* **GOAL**
Images must not appear in your copy; reproduce every other part of the records exactly.

= = = =

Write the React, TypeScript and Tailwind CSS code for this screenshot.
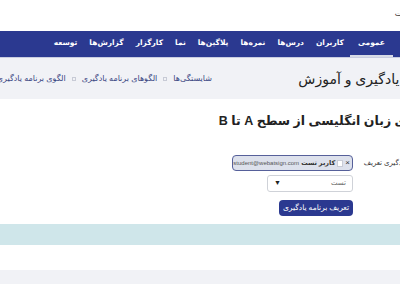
import React from "react";

const navItems = ["عمومی", "کاربران", "درس‌ها", "نمره‌ها", "پلاگین‌ها", "نما", "کارگزار", "گزارش‌ها", "توسعه"];

export default function App() {
    return (
        <div
            dir="rtl"
            className="w-[400px] h-[284px] overflow-hidden bg-white"
            style={{ fontFamily: '"Liberation Sans", "DejaVu Sans", sans-serif' }}
        >
            {/* Top bar */}
            <div className="h-[31px] overflow-hidden">
                <div className="-mr-[14px] pt-[8px] text-[8px] text-[#333] whitespace-nowrap">سایت</div>
            </div>

            {/* Main navigation */}
            <nav className="h-[27px] bg-[#2b3990] flex items-stretch pr-[7px] border-b border-[#c9cde0]">
                {navItems.map((item, i) => (
                    <div
                        key={item}
                        className={
                            "flex items-center whitespace-nowrap text-[7.5px] font-bold text-white border-b-2 " +
                            (i === 0 ? "px-[8px] border-[#d8dbe6]" : "px-[6px] border-transparent")
                        }
                    >
                        {item}
                    </div>
                ))}
            </nav>

            {/* Page header */}
            <div className="h-[41px] bg-[#f1f2f6] flex items-center overflow-hidden">
                <div className="-mr-[20px] flex items-center">
                    <div className="w-[208px] shrink-0 whitespace-nowrap overflow-hidden pt-[2px]">
                        <div className="-mr-[18px] text-[14px] text-[#222]">برنامه یادگیری و آموزش</div>
                    </div>
                    <div className="flex items-center gap-[6px] whitespace-nowrap text-[8px] text-[#3a4682] shrink-0">
                        <span>شایستگی‌ها</span>
                        <span className="w-[4px] h-[4px] border border-[#c8cbd6]"></span>
                        <span>الگوهای برنامه یادگیری</span>
                        <span className="w-[4px] h-[4px] border border-[#c8cbd6]"></span>
                        <span>الگوی برنامه یادگیری زبان انگلیسی از سطح A تا B</span>
                    </div>
                </div>
            </div>

            {/* Content */}
            <div className="overflow-hidden">
                <div className="-mr-[42px]">
                    <h2 className="mt-[11px] h-[22px] whitespace-nowrap text-[12.5px] font-bold text-[#222] leading-[22px]">
                        یادگیری زبان انگلیسی از سطح A تا B
                    </h2>
                </div>

                <div className="-mr-[6px] mt-[23px] flex">
                    <div className="w-[53px] shrink-0 whitespace-nowrap text-[7px] text-[#333] pt-[3px]">
                        یادگیری تعریف
                    </div>
                    <div className="flex flex-col">
                        <div className="w-[121px] h-[16px] rounded-[4px] border border-[#56609a] bg-[#dde1ec] flex items-center gap-[2px] pr-[2px] whitespace-nowrap overflow-hidden">
                            <span className="text-[8px] text-[#333] leading-none">×</span>
                            <span className="w-[6px] h-[7px] bg-white border border-[#c9ccd6]"></span>
                            <span className="text-[6.5px] font-bold text-[#333]">کاربر تست</span>
                            <span className="text-[6px] text-[#555]">student@webatsign.com</span>
                        </div>
                        <div className="mt-[4px] w-[86px] h-[17px] rounded-[3px] border border-[#cfd2d8] bg-white flex items-center justify-between px-[6px]">
                            <span className="text-[7px] text-[#666]">تست</span>
                            <span className="text-[7px] text-[#222]">▼</span>
                        </div>
                        <div className="mt-[8px] w-[74px] h-[16px] rounded-[4px] bg-[#2b3990] flex items-center justify-center whitespace-nowrap text-[7.5px] text-white">
                            تعریف برنامه یادگیری
                        </div>
                    </div>
                </div>

                <div className="mt-[8px] h-[21px] bg-[#cfe6ea]"></div>
                <div className="h-[25px]"></div>
                <div className="h-[20px] bg-[#f1f2f6]"></div>
            </div>
        </div>
    );
}
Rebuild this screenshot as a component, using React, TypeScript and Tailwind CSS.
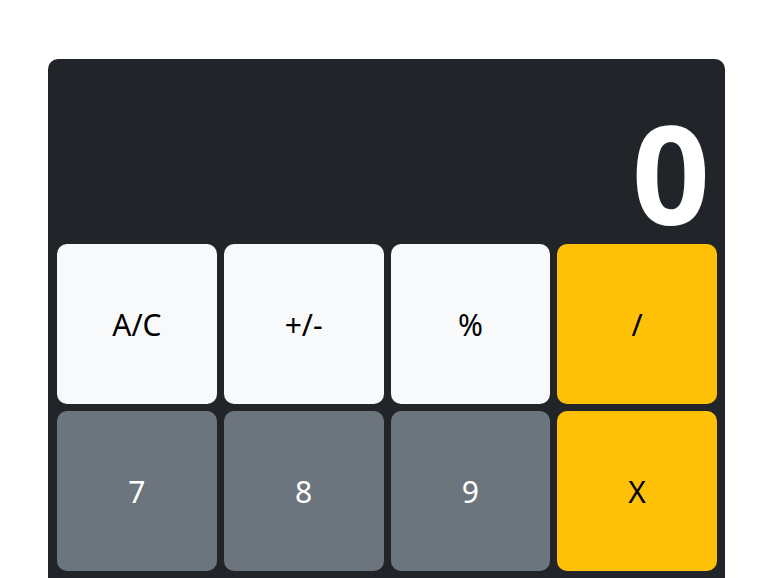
import React, { useState } from "react";

type Key = { label: string; kind: "light" | "secondary" | "warning" };

const keys: Key[] = [
  { label: "A/C", kind: "light" },
  { label: "+/-", kind: "light" },
  { label: "%", kind: "light" },
  { label: "/", kind: "warning" },
  { label: "7", kind: "secondary" },
  { label: "8", kind: "secondary" },
  { label: "9", kind: "secondary" },
  { label: "X", kind: "warning" },
  { label: "4", kind: "secondary" },
  { label: "5", kind: "secondary" },
  { label: "6", kind: "secondary" },
  { label: "-", kind: "warning" },
  { label: "1", kind: "secondary" },
  { label: "2", kind: "secondary" },
  { label: "3", kind: "secondary" },
  { label: "+", kind: "warning" },
];

const kindClass = {
  light: "bg-[#f8f9fa] text-black",
  secondary: "bg-[#6c757d] text-white",
  warning: "bg-[#ffc107] text-black",
};

const App: React.FC = () => {
  const [display, setDisplay] = useState("0");

  const handleClick = (label: string) => {
    if (label === "A/C") setDisplay("0");
  };

  return (
    <div className="min-h-screen bg-white pt-[59px] px-[48px] font-['Noto_Sans','Open_Sans',sans-serif]">
      <div className="w-[677px] rounded-[10px] bg-[#212529] px-[9px] pr-[8px] pb-2">
        <div className="h-[185px] flex items-end justify-end pr-[7px] pb-[3px]">
          <span className="text-[137px] font-bold leading-none text-white">{display}</span>
        </div>
        <div className="grid grid-cols-4 gap-[7px]">
          {keys.map((k) => (
            <button
              key={k.label}
              onClick={() => handleClick(k.label)}
              className={`h-[160px] rounded-[10px] text-[30px] flex items-center justify-center ${kindClass[k.kind]}`}
            >
              {k.label}
            </button>
          ))}
        </div>
      </div>
    </div>
  );
};

export default App;
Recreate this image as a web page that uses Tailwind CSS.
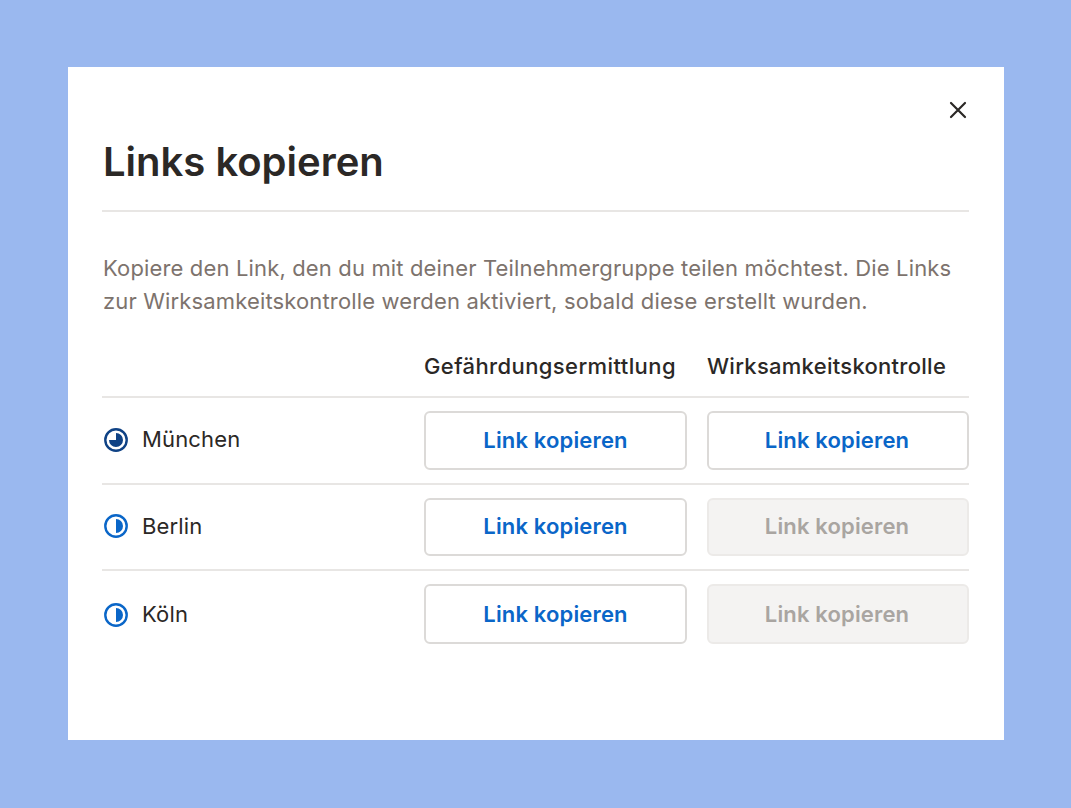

= = = =

* **EXPECTED OUTPUT**
Write the React, TypeScript and Tailwind CSS code for this screenshot.
import React from "react";

const navItems = ["عمومی", "کاربران", "درس‌ها", "نمره‌ها", "پلاگین‌ها", "نما", "کارگزار", "گزارش‌ها", "توسعه"];

export default function App() {
    return (
        <div
            dir="rtl"
            className="w-[400px] h-[284px] overflow-hidden bg-white"
            style={{ fontFamily: '"Liberation Sans", "DejaVu Sans", sans-serif' }}
        >
            {/* Top bar */}
            <div className="h-[31px] overflow-hidden">
                <div className="-mr-[14px] pt-[8px] text-[8px] text-[#333] whitespace-nowrap">سایت</div>
            </div>

            {/* Main navigation */}
            <nav className="h-[27px] bg-[#2b3990] flex items-stretch pr-[7px] border-b border-[#c9cde0]">
                {navItems.map((item, i) => (
                    <div
                        key={item}
                        className={
                            "flex items-center whitespace-nowrap text-[7.5px] font-bold text-white border-b-2 " +
                            (i === 0 ? "px-[8px] border-[#d8dbe6]" : "px-[6px] border-transparent")
                        }
                    >
                        {item}
                    </div>
                ))}
            </nav>

            {/* Page header */}
            <div className="h-[41px] bg-[#f1f2f6] flex items-center overflow-hidden">
                <div className="-mr-[20px] flex items-center">
                    <div className="w-[208px] shrink-0 whitespace-nowrap overflow-hidden pt-[2px]">
                        <div className="-mr-[18px] text-[14px] text-[#222]">برنامه یادگیری و آموزش</div>
                    </div>
                    <div className="flex items-center gap-[6px] whitespace-nowrap text-[8px] text-[#3a4682] shrink-0">
                        <span>شایستگی‌ها</span>
                        <span className="w-[4px] h-[4px] border border-[#c8cbd6]"></span>
                        <span>الگوهای برنامه یادگیری</span>
                        <span className="w-[4px] h-[4px] border border-[#c8cbd6]"></span>
                        <span>الگوی برنامه یادگیری زبان انگلیسی از سطح A تا B</span>
                    </div>
                </div>
            </div>

            {/* Content */}
            <div className="overflow-hidden">
                <div className="-mr-[42px]">
                    <h2 className="mt-[11px] h-[22px] whitespace-nowrap text-[12.5px] font-bold text-[#222] leading-[22px]">
                        یادگیری زبان انگلیسی از سطح A تا B
                    </h2>
                </div>

                <div className="-mr-[6px] mt-[23px] flex">
                    <div className="w-[53px] shrink-0 whitespace-nowrap text-[7px] text-[#333] pt-[3px]">
                        یادگیری تعریف
                    </div>
                    <div className="flex flex-col">
                        <div className="w-[121px] h-[16px] rounded-[4px] border border-[#56609a] bg-[#dde1ec] flex items-center gap-[2px] pr-[2px] whitespace-nowrap overflow-hidden">
                            <span className="text-[8px] text-[#333] leading-none">×</span>
                            <span className="w-[6px] h-[7px] bg-white border border-[#c9ccd6]"></span>
                            <span className="text-[6.5px] font-bold text-[#333]">کاربر تست</span>
                            <span className="text-[6px] text-[#555]">student@webatsign.com</span>
                        </div>
                        <div className="mt-[4px] w-[86px] h-[17px] rounded-[3px] border border-[#cfd2d8] bg-white flex items-center justify-between px-[6px]">
                            <span className="text-[7px] text-[#666]">تست</span>
                            <span className="text-[7px] text-[#222]">▼</span>
                        </div>
                        <div className="mt-[8px] w-[74px] h-[16px] rounded-[4px] bg-[#2b3990] flex items-center justify-center whitespace-nowrap text-[7.5px] text-white">
                            تعریف برنامه یادگیری
                        </div>
                    </div>
                </div>

                <div className="mt-[8px] h-[21px] bg-[#cfe6ea]"></div>
                <div className="h-[25px]"></div>
                <div className="h-[20px] bg-[#f1f2f6]"></div>
            </div>
        </div>
    );
}
Rebuild this screenshot as a component, using React, TypeScript and Tailwind CSS.
import React, { useState } from "react";

type Key = { label: string; kind: "light" | "secondary" | "warning" };

const keys: Key[] = [
  { label: "A/C", kind: "light" },
  { label: "+/-", kind: "light" },
  { label: "%", kind: "light" },
  { label: "/", kind: "warning" },
  { label: "7", kind: "secondary" },
  { label: "8", kind: "secondary" },
  { label: "9", kind: "secondary" },
  { label: "X", kind: "warning" },
  { label: "4", kind: "secondary" },
  { label: "5", kind: "secondary" },
  { label: "6", kind: "secondary" },
  { label: "-", kind: "warning" },
  { label: "1", kind: "secondary" },
  { label: "2", kind: "secondary" },
  { label: "3", kind: "secondary" },
  { label: "+", kind: "warning" },
];

const kindClass = {
  light: "bg-[#f8f9fa] text-black",
  secondary: "bg-[#6c757d] text-white",
  warning: "bg-[#ffc107] text-black",
};

const App: React.FC = () => {
  const [display, setDisplay] = useState("0");

  const handleClick = (label: string) => {
    if (label === "A/C") setDisplay("0");
  };

  return (
    <div className="min-h-screen bg-white pt-[59px] px-[48px] font-['Noto_Sans','Open_Sans',sans-serif]">
      <div className="w-[677px] rounded-[10px] bg-[#212529] px-[9px] pr-[8px] pb-2">
        <div className="h-[185px] flex items-end justify-end pr-[7px] pb-[3px]">
          <span className="text-[137px] font-bold leading-none text-white">{display}</span>
        </div>
        <div className="grid grid-cols-4 gap-[7px]">
          {keys.map((k) => (
            <button
              key={k.label}
              onClick={() => handleClick(k.label)}
              className={`h-[160px] rounded-[10px] text-[30px] flex items-center justify-center ${kindClass[k.kind]}`}
            >
              {k.label}
            </button>
          ))}
        </div>
      </div>
    </div>
  );
};

export default App;
Recreate this image as a web page that uses Tailwind CSS.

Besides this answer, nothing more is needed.